I can’t believe it’s been so long since my last post. Anyone else think January flew by in a whirlwind? I’ve also been trying to decide which perk I wanted to talk about next. I finally settled on one, and let me warn you, it’s about to get real in this post. This perk is going to discuss a slightly irrational fear of mine, and how it relates to my singleness.

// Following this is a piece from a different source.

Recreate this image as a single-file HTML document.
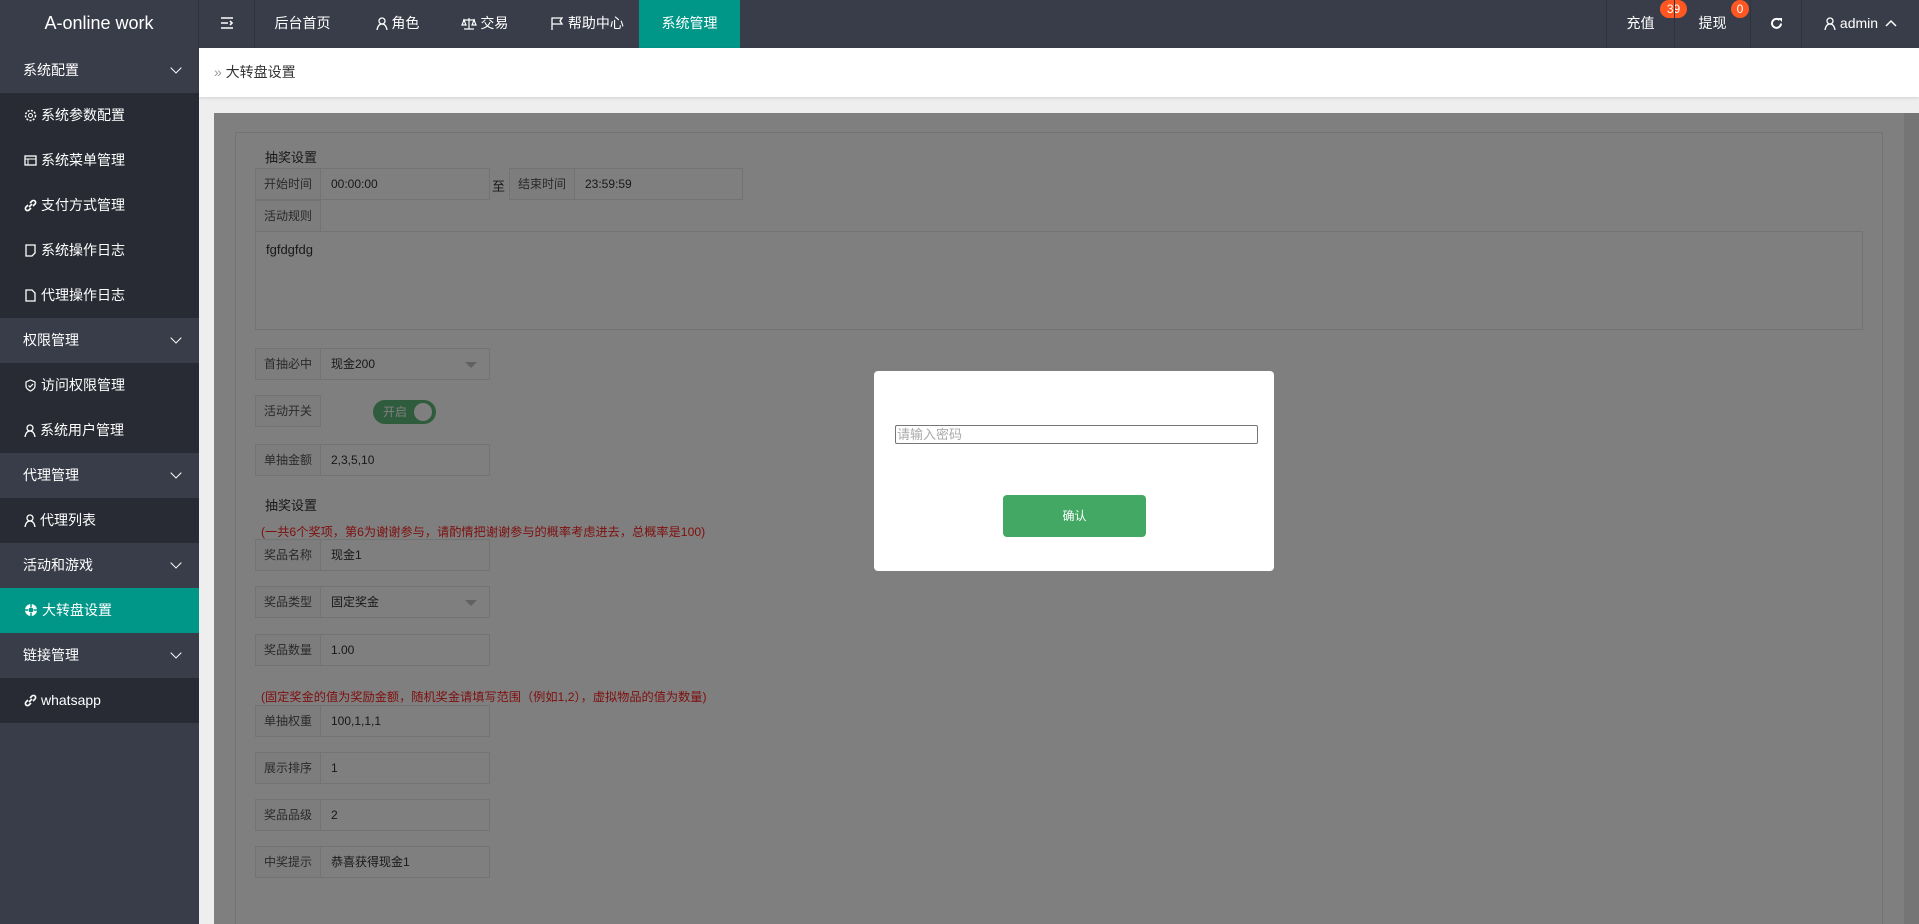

I think I’m a pretty pensive person. I think about life and death a lot, and the death of anyone, particularly of those who are younger, tends to affect me more than I care to admit. I suppose I am just always aware that this life is so short and that anything can happen. We don’t know God’s plan for our lives. We have no idea if we will return to our homes when we leave for the day. I worry about those I love. My family, my friends…I pray every now of then (mostly out of worry) that nothing will happen to them. I don’t want to lose anyone. I don’t want to have to face that. And I don’t want others to have to face that. I hate seeing those I love experience loss. I don’t like seeing people hurting. It just breaks my heart. Ultimately, we will all face loss at some point in our lives, but I have been very blessed to not have experienced a serious loss as so many I know have. I am thankful for that, but then again, I know my time is coming. I just don’t know who, when, and where.
The other thing that worries me (and it’s totally not godly), is that me even entertaining these thoughts, speaking what could happen out loud, or sitting here putting these words out there for the world to see, will cause God to act and actually cause what I fear most. I fear getting “the call” that something has happened. Or even with my own life. Part of the reason I’ve delayed writing a will now that I’m a homeowner is this irrational fear that it is welcoming something to happen to me.
I know what you’re thinking….who in the world thinks like that? God doesn’t just allow us to experience loss because that’s what we fear most. He doesn’t allow events to occur outside of a higher purpose. Everything He does has purpose, even if we may never know what the purpose was in this life. I have to remind myself that God knows my fears and worries before I even think them, and me being superstitious about speaking my fears isn't going to cause Him to act.
Thinking about that kind of thing is enough to make anyone scared and slightly crazy. It’s no way to live life, that’s for sure. And I know that worry and fear does not come from God, and although the thoughts rolling around in my head are true things, it doesn't mean God wants us to live in fear of what could happen. However, that’s easier said than done. I think the more you love, the more you worry. The higher the stakes, the harder it is to trust the sovereign hand of the Almighty and ever-loving God. Of course we know that he would never purposefully cause us pain without reason. I think he allows pain into our lives to strengthen us, but let’s be honest, I think everyone would prefer never to lose loved ones, and when we do experience loss, it will probably be a struggle for us for the duration of our lives.
I bet if I took a poll from all my married friends, particularly those with children, I would hear fear and worry about losing their spouse or precious babies. Godly, wonderful individuals, but I don’t think they can possibly be married or a parent without worrying. I can’t imagine the pain of losing someone in my family. My parents and sister, and extended family, friends, everyone in my life…it’s overwhelming sometimes how many people I love that I am afraid of losing. If I’m like this while I’m single, I shudder to think how much I will worry when I’m married and have children. I can’t even imagine how much I will love those that are in my future, and how much pain I would feel if something happened to them.
This is probably not what you were expecting after my previous posts. This one is slightly morbid, and cluttered with worry over things I can’t control, but it’s the truth. I still have those in my life that I worry about, but I’m sure it’s just a whole other ball game when you’re married with little ones that you've helped create. So this perk of my single life, if you can even call it a perk, is that I can enjoy a more peaceful and less worried mind while I’m single, than when I will have a spouse and kids to love, and therefore worry about.
On the flip side, I know that I have some work to do in my own heart. I can’t let worry and fear of loss cripple me. Most of the time I am able to push these thoughts aside when they become too overwhelming, but I need to always remind myself that God is loving and kind, will always take care of me and those in my life. And because His plans are all for His glory, I can have hope that when loss does inevitably come, He is the loving, unchanging, comforting, wise, and sovereign God, and I can cast my worry and fear on Him, because He is able to endure it all.